◆ Instructions to follow ◆
Write out the data below in full, unchanged, minus the images.

------ Collected material

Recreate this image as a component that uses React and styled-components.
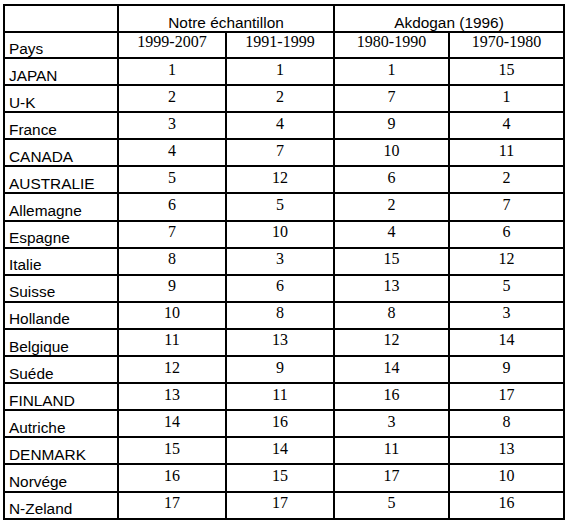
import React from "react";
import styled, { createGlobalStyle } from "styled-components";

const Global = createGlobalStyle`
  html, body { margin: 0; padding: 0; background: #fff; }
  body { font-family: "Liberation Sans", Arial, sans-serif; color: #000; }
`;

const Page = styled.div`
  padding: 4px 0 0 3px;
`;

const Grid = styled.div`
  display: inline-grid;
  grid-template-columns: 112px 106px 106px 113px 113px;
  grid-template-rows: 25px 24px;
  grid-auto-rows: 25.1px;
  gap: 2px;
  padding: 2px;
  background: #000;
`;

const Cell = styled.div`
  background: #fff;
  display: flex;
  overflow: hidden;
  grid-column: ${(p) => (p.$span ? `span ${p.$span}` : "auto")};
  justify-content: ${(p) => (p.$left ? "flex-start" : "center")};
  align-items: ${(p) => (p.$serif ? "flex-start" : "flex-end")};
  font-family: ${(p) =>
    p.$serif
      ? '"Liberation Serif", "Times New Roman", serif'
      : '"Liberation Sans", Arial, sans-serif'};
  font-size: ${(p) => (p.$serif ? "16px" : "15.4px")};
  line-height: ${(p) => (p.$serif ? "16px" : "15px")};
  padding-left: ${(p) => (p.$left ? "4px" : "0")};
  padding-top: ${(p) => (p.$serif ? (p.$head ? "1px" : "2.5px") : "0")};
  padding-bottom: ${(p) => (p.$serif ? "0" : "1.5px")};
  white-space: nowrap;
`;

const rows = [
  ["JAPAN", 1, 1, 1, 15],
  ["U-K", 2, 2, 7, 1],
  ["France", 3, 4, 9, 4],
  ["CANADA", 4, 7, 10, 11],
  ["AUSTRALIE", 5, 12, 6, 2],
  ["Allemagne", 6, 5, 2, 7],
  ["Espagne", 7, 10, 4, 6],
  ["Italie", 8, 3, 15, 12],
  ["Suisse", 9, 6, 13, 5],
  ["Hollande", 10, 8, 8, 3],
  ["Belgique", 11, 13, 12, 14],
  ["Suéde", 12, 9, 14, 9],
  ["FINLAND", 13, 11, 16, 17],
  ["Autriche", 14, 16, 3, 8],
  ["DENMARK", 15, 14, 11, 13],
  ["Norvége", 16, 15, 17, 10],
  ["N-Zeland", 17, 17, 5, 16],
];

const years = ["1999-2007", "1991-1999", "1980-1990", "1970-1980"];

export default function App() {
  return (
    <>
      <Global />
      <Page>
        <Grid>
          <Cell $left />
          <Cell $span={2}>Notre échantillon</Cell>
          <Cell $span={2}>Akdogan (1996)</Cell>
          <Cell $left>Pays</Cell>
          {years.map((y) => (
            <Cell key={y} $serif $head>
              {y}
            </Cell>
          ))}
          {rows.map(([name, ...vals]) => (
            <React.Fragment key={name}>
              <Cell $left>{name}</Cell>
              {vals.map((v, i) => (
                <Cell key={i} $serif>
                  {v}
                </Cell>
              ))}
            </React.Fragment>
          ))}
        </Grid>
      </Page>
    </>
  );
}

------------

◆ Answer in full ◆
Recreate this image as a component that uses React and styled-components.
import React from "react";
import styled, { createGlobalStyle } from "styled-components";

const Global = createGlobalStyle`
  html, body { margin: 0; padding: 0; background: #fff; }
  body { font-family: "Liberation Sans", Arial, sans-serif; color: #000; }
`;

const Page = styled.div`
  padding: 4px 0 0 3px;
`;

const Grid = styled.div`
  display: inline-grid;
  grid-template-columns: 112px 106px 106px 113px 113px;
  grid-template-rows: 25px 24px;
  grid-auto-rows: 25.1px;
  gap: 2px;
  padding: 2px;
  background: #000;
`;

const Cell = styled.div`
  background: #fff;
  display: flex;
  overflow: hidden;
  grid-column: ${(p) => (p.$span ? `span ${p.$span}` : "auto")};
  justify-content: ${(p) => (p.$left ? "flex-start" : "center")};
  align-items: ${(p) => (p.$serif ? "flex-start" : "flex-end")};
  font-family: ${(p) =>
    p.$serif
      ? '"Liberation Serif", "Times New Roman", serif'
      : '"Liberation Sans", Arial, sans-serif'};
  font-size: ${(p) => (p.$serif ? "16px" : "15.4px")};
  line-height: ${(p) => (p.$serif ? "16px" : "15px")};
  padding-left: ${(p) => (p.$left ? "4px" : "0")};
  padding-top: ${(p) => (p.$serif ? (p.$head ? "1px" : "2.5px") : "0")};
  padding-bottom: ${(p) => (p.$serif ? "0" : "1.5px")};
  white-space: nowrap;
`;

const rows = [
  ["JAPAN", 1, 1, 1, 15],
  ["U-K", 2, 2, 7, 1],
  ["France", 3, 4, 9, 4],
  ["CANADA", 4, 7, 10, 11],
  ["AUSTRALIE", 5, 12, 6, 2],
  ["Allemagne", 6, 5, 2, 7],
  ["Espagne", 7, 10, 4, 6],
  ["Italie", 8, 3, 15, 12],
  ["Suisse", 9, 6, 13, 5],
  ["Hollande", 10, 8, 8, 3],
  ["Belgique", 11, 13, 12, 14],
  ["Suéde", 12, 9, 14, 9],
  ["FINLAND", 13, 11, 16, 17],
  ["Autriche", 14, 16, 3, 8],
  ["DENMARK", 15, 14, 11, 13],
  ["Norvége", 16, 15, 17, 10],
  ["N-Zeland", 17, 17, 5, 16],
];

const years = ["1999-2007", "1991-1999", "1980-1990", "1970-1980"];

export default function App() {
  return (
    <>
      <Global />
      <Page>
        <Grid>
          <Cell $left />
          <Cell $span={2}>Notre échantillon</Cell>
          <Cell $span={2}>Akdogan (1996)</Cell>
          <Cell $left>Pays</Cell>
          {years.map((y) => (
            <Cell key={y} $serif $head>
              {y}
            </Cell>
          ))}
          {rows.map(([name, ...vals]) => (
            <React.Fragment key={name}>
              <Cell $left>{name}</Cell>
              {vals.map((v, i) => (
                <Cell key={i} $serif>
                  {v}
                </Cell>
              ))}
            </React.Fragment>
          ))}
        </Grid>
      </Page>
    </>
  );
}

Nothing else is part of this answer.